Totally non-related to this post but aren't these colours pretty?

So I started again. Joining the first group was not too bad. Going to the first meeting I nearly turned around on my way there and ran home. But no, I forced myself onwards. I'm glad that I did because I met some interesting people that night and had far more fun than I'd expected. I've been to more meetings since.

I've now joined a couple of groups and it's becoming easier and easier. One of them is for gluten intolerant people. I've been to one meeting so far and had a meal with 5 other coeliacs/gluten intolerant people. I haven't been gluten intolerant for very long, just over a year, and in my everyday life I'm very alone with this condition and tend to stand out with my requirements when it comes to food. Now for the first time I was one of six, we were all the same. Someone else asked the waitress to tell us what we could eat off the menu, I didn't need to do it. I felt normal. And that felt so wonderful that I said it out loud to the group and we toasted to it. I guess you'd need to be gluten intolerant or have some other limiting condition to understand how exciting it was to meet other people who were the same and understood you. Result!

The wonderful thing about Meetup is that when you join a group, it asks you about your interests. You tick this box and that and the next thing you know you start receiving emails about someone having set up a brand new meetup group about something that you find quite interesting and then you join one and start going to meetings. And if you're really brave, you can set up your own group.

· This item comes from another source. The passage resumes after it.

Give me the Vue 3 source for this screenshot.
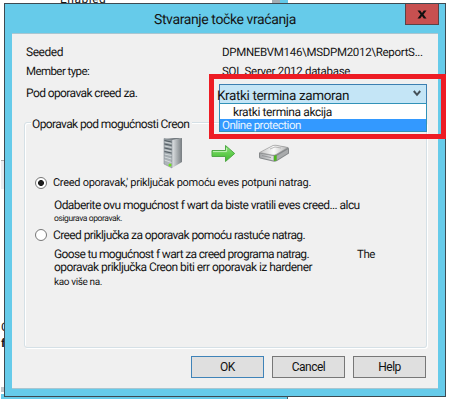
<script setup>
import { ref } from 'vue'

const mode = ref('full')
const buttons = [
  { label: 'OK', primary: true },
  { label: 'Cancel', primary: false },
  { label: 'Help', primary: false },
]
</script>

<template>
  <div class="screen">
    <div class="behind-text">Enabled</div>
    <div class="behind-tab"></div>
    <div class="behind-tick"></div>
    <div class="behind-edge">
      <span>C</span>
      <span class="bold">f</span>
    </div>
    <div class="behind-line"></div>
    <div class="behind-bar"></div>

    <section class="dialog">
      <header class="titlebar">
        <h1 class="title">Stvaranje točke vraćanja</h1>
        <button class="close" aria-label="Close">
          <svg width="10" height="9" viewBox="0 0 10 9">
            <path d="M0.5 0.5h2.7L5 3l1.8-2.5h2.7L6.5 4.5l3 4H6.8L5 6 3.2 8.5H.5l3-4z" fill="#111" />
          </svg>
        </button>
      </header>

      <div class="panel">
        <div class="info">
          <span class="t-seeded">Seeded</span>
          <span class="t-server">DPMNEBVM146\MSDPM2012\ReportS...</span>
          <span class="t-member">Member type:</span>
          <span class="t-sql">SQL Server 2012 database</span>
          <span class="t-for">Pod oporavak creed za.</span>
          <div class="combo">
            <span class="t-combo">Kratki termina zamoran</span>
            <svg class="chevron" width="8" height="7" viewBox="0 0 8 7">
              <path d="M0.8 1L4 4.8L7.2 1" fill="none" stroke="#444f57" stroke-width="2" />
            </svg>
            <div class="list">
              <div class="item"><span class="t-item">kratki termina akcija</span></div>
              <div class="item selected"><span class="t-online">Online protection</span></div>
            </div>
            <div class="callout"></div>
          </div>
        </div>

        <div class="group">
          <div class="legend"><span class="t-legend">Oporavak pod mogućnosti Creon</span></div>
          <div class="icons">
            <svg class="server" width="20" height="32" viewBox="0 0 20 32">
              <defs>
                <linearGradient id="side" x1="0" x2="1">
                  <stop offset="0" stop-color="#e0e4e6" />
                  <stop offset="1" stop-color="#777d81" />
                </linearGradient>
                <linearGradient id="face" x1="0" x2="0" y1="0" y2="1">
                  <stop offset="0" stop-color="#8d969b" />
                  <stop offset="1" stop-color="#b4bbbf" />
                </linearGradient>
              </defs>
              <path d="M1 2L11 1L19 1L9 4z" fill="#747b80" />
              <path d="M9 3L19 1V25L9 31z" fill="url(#side)" />
              <path d="M1 1.5L9 3V31L1 27z" fill="url(#face)" stroke="#858c90" stroke-width=".6" />
              <path d="M1.5 3.5L8.5 5M1.5 7L8.5 8.5M1.5 11L8.5 12.5M1.5 14.5L8.5 16" stroke="#535c62" />
              <path d="M1.5 5L8.5 6.5M1.5 9L8.5 10.5M1.5 12.8L8.5 14.3M1.5 17L8.5 18.5M1.5 20L8.5 22M1.5 23L8.5 25.5" stroke="#dfe4e6" stroke-width=".8" />
              <circle cx="7" cy="28" r="1.5" fill="#6de01b" />
            </svg>
            <svg class="arrow" width="25" height="19" viewBox="0 0 25 19">
              <defs>
                <linearGradient id="green" x1="0" x2="0" y1="0" y2="1">
                  <stop offset="0" stop-color="#8fe07f" />
                  <stop offset=".5" stop-color="#63ce4f" />
                  <stop offset="1" stop-color="#3fb72e" />
                </linearGradient>
              </defs>
              <path d="M1 6.5H14.5V1.5L23.7 9.5L14.5 17.5V12.5H1z" fill="url(#green)" stroke="#4fa945" stroke-width="1" stroke-linejoin="round" />
              <path d="M2 7.6H15.6V4" fill="none" stroke="#c0f2b5" />
            </svg>
            <svg class="drive" width="32" height="19" viewBox="0 0 32 19">
              <defs>
                <linearGradient id="top" x1="0" x2="1">
                  <stop offset="0" stop-color="#c4c4c4" />
                  <stop offset=".5" stop-color="#fafafa" />
                  <stop offset="1" stop-color="#b3b3b3" />
                </linearGradient>
                <linearGradient id="front" x1="0" x2="1">
                  <stop offset="0" stop-color="#a4a6a8" />
                  <stop offset="1" stop-color="#e2e3e4" />
                </linearGradient>
              </defs>
              <path d="M1 9L15 1.5Q17 1 19 1.4L30 3.2Q31 3.8 31 5V9.5L19 17Q17 18 15 17.5L2 14.5Q1 14 1 13z" fill="#85888a" />
              <path d="M1.5 8.5L15 1.5Q17 1 19 1.4L30 3.5L18 10.5Q16.5 11.4 14 11z" fill="url(#top)" stroke="#999" stroke-width=".6" />
              <path d="M2 9.5L15.5 12V16.5L2 13.4z" fill="url(#front)" />
              <path d="M4 11.6L13 13.6" stroke="#8a8c8e" stroke-width=".8" />
              <path d="M18.5 12L30 5.2V9L18.5 16.2z" fill="#a9abac" />
              <path d="M12 5L17 3L23 4" fill="none" stroke="#aaa" stroke-width=".8" />
              <path d="M16 11.7L18.6 11V16.4L16 17z" fill="#4cb81c" />
            </svg>
          </div>

          <label class="option first">
            <input v-model="mode" type="radio" value="full" />
            <span class="t-full">Creed oporavak,' priključak pomoću eves potpuni natrag.</span>
          </label>
          <p class="desc d1"><span class="t-choose">Odaberite ovu mogućnost f wart da biste vratili eves creed... alcu</span></p>
          <p class="desc d2"><span class="t-small">osigurava oporavak.</span></p>

          <label class="option second">
            <input v-model="mode" type="radio" value="incremental" />
            <span class="t-incr">Creed priključka za oporavak pomoću rastuće natrag.</span>
          </label>
          <p class="desc d3">
            <span class="t-goose">Goose tu mogućnost f wart za creed programa natrag.</span>
            <span class="t-the">The</span>
          </p>
          <p class="desc d4"><span class="t-addon">oporavak priključka Creon biti err oporavak iz hardener</span></p>
          <p class="desc d5"><span class="t-more">kao više na.</span></p>
        </div>

        <footer class="actions">
          <button v-for="b in buttons" :key="b.label" class="btn" :class="{ primary: b.primary }">{{ b.label }}</button>
        </footer>
      </div>
    </section>
  </div>
</template>

<style>
body {
  background: #fff;
}
</style>

<style scoped>
* {
  box-sizing: border-box;
}
.screen {
  position: relative;
  width: 452px;
  height: 400px;
  padding: 3px 0 0 4px;
  overflow: hidden;
  background: #fff;
  color: #151515;
  font: 12px/19px Roboto, "Liberation Sans", sans-serif;
  text-rendering: geometricPrecision;
  white-space: nowrap;
}
.behind-text {
  position: absolute;
  left: 60px;
  top: -8px;
  font-size: 12px;
  line-height: 14px;
  letter-spacing: 0.5px;
}
.behind-tab {
  position: absolute;
  left: 1px;
  top: 160px;
  width: 3px;
  height: 29px;
  background: #e9ecf0;
  border-top: 1px solid #a9a9a9;
}
.behind-tick {
  position: absolute;
  left: 272px;
  top: 0;
  width: 16px;
  height: 3px;
  border-left: 8px solid #a5adb2;
  background: #63c9e9;
}
.behind-edge {
  position: absolute;
  left: 1px;
  top: 319px;
  display: flex;
  flex-direction: column;
  line-height: 16px;
}
.bold {
  font-weight: 700;
}
.behind-line {
  position: absolute;
  left: 1px;
  top: 387px;
  width: 3px;
  height: 5px;
  background: #c2c6ca;
}
.behind-bar {
  position: absolute;
  left: 1px;
  top: 394px;
  width: 287px;
  height: 5px;
  background: #66cbea;
  border-right: 1px solid #4b5a63;
}
.dialog {
  position: relative;
  width: 442px;
  height: 394px;
  padding: 0 7px;
  background: #66cbea;
  border: 1px solid #3d4a52;
}
.titlebar {
  display: flex;
  justify-content: flex-end;
  height: 29px;
}
.title {
  flex: 1;
  margin: 0;
  padding: 4px 0 0 142px;
  font-size: 14px;
  font-weight: 400;
  line-height: 24px;
  letter-spacing: -0.39px;
}
.close {
  display: flex;
  align-items: center;
  justify-content: center;
  width: 34px;
  height: 21px;
  margin-right: -1px;
  padding: 0;
  background: #c75050;
  border: 1px solid #5b4246;
  border-top: 0;
}
.panel {
  width: 426px;
  height: 356px;
  padding: 9px 11px 0 12px;
  background: #f0f0f0;
  border-top: 1px solid #a9c6d1;
  border-bottom: 1px solid #a9c6d1;
}
.info {
  display: grid;
  grid-template-columns: 195px 208px;
  grid-template-rows: 19px 22px 20px;
}
.info > span {
  padding-left: 2px;
}
.info > .t-server,
.info > .t-sql {
  padding-left: 3px;
}
.combo {
  position: relative;
  display: flex;
  align-items: center;
  height: 20px;
  padding: 4px 5px 0 0;
  background: #c4e5f6;
  border: 1px solid #3c7fb1;
}
.chevron {
  margin: -5px 0 0 auto;
}
.list {
  position: absolute;
  left: -1px;
  right: -1px;
  top: 18px;
  padding-left: 1px;
  background: #fff;
  border: 1px solid #3192b8;
}
.item {
  height: 15px;
  padding-left: 12px;
  line-height: 16px;
}
.item.selected {
  height: 12px;
  margin-left: -1px;
  padding-left: 2px;
  color: #e9f5ff;
  line-height: 12px;
  background: #3399ff;
}
.item span {
  display: block;
}
.callout {
  position: absolute;
  left: -11px;
  top: -11px;
  width: 237px;
  height: 65px;
  border: 5px solid #ed1c24;
}
.group {
  height: 226px;
  margin-top: 18px;
  border: 1px solid #d5e0e6;
  border-radius: 3px;
  box-shadow: inset 1px 1px #fff, 1px 1px #fff;
}
.legend {
  width: 161px;
  height: 16px;
  margin: -6px 0 0 6px;
  padding-left: 1px;
  line-height: 15px;
  background: #f0f0f0;
}
.icons {
  display: flex;
  align-items: center;
  gap: 28px;
  height: 37px;
  padding: 3px 0 0 138px;
}
.drive {
  margin-left: -6px;
}
.option {
  display: flex;
  align-items: center;
  gap: 6px;
  height: 20px;
  padding-left: 10px;
  line-height: 20px;
}
.option.first {
  margin-top: 3px;
}
.option.second {
  margin-top: 3px;
}
.option input {
  appearance: none;
  width: 12px;
  height: 12px;
  margin: 0;
  background: #fff;
  border: 1.5px solid #777;
  border-radius: 50%;
}
.option input:checked {
  background: radial-gradient(circle, #1d1d1d 0 2.6px, #fff 3.3px);
}
.desc {
  height: 13px;
  margin: 0;
  padding-left: 29px;
  line-height: 13px;
}
.d1 {
  margin-top: 6px;
}
.d2 {
  height: 10px;
  line-height: 10px;
}
.d3 {
  display: flex;
  gap: 48px;
  margin-top: 3px;
}
.d5 {
  margin-top: 1px;
}
.actions {
  display: flex;
  justify-content: flex-end;
  gap: 8px;
  margin-top: 8px;
  padding-right: 1px;
}
.btn {
  width: 73px;
  height: 22px;
  padding: 0;
  color: #111;
  font: 12px/18px Roboto, "Liberation Sans", sans-serif;
  letter-spacing: -0.5px;
  background: #dfdfdf;
  border: 1px solid #777;
}
.btn.primary {
  border-color: #3f83b8;
}
.t-seeded { letter-spacing: -0.45px; }
.t-server { font-size: 11.5px; letter-spacing: -0.3px; }
.t-member { font-size: 11.5px; letter-spacing: -0.58px; }
.t-sql { font-size: 11.5px; letter-spacing: -0.3px; }
.t-for { letter-spacing: -0.6px; }
.t-combo { margin-left: -3px; font-size: 13.5px; letter-spacing: -0.37px; }
.t-item { letter-spacing: -0.4px; }
.t-online { font-size: 11.5px; letter-spacing: -0.5px; }
.t-legend { letter-spacing: -0.61px; }
.t-full { font-size: 11px; letter-spacing: -0.29px; }
.t-choose { letter-spacing: -0.58px; }
.t-small { font-size: 8.5px; letter-spacing: -0.41px; }
.t-incr { letter-spacing: -0.6px; }
.t-goose { letter-spacing: -0.66px; }
.t-the { font-size: 11.5px; letter-spacing: -0.4px; }
.t-addon { letter-spacing: -0.56px; }
.t-more { font-size: 10px; letter-spacing: -0.37px; }
</style>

So if you're like me and would like to have more people in your life, try these two simple steps:
  • join a group of people with similar interests to yours
  • start saying yes to every invitation you get, even if you don't really feel like it.
 Yes, it's always a bit scary to go and meet a group of strangers but once you get over the first few moments you're absolutely fine. And as with most things, when you do it often enough, you get used to it. Next time you join a group and go to a meeting, you find it far less scary.

Just today I joined yet another group (I'm joining groups left, right and centre right now). It's for hikers. The last time I went hiking was on a group holiday in the southwest US (you can read about it here) but hey, there's actually no need to cross the Atlantic every time I want to go hiking, it can be done right here in England, too. It's just the traveller in me who always wants to go the distance to the other side of the world. There's even a hike this Sunday; the only drawback is that it starts at 10am. What to do: do I get up early for the hike or do I have a much needed and well-deserved lie-in? How exciting is a lie-in? Not very. Argh! I'm really going to have to have an early start, aren't I?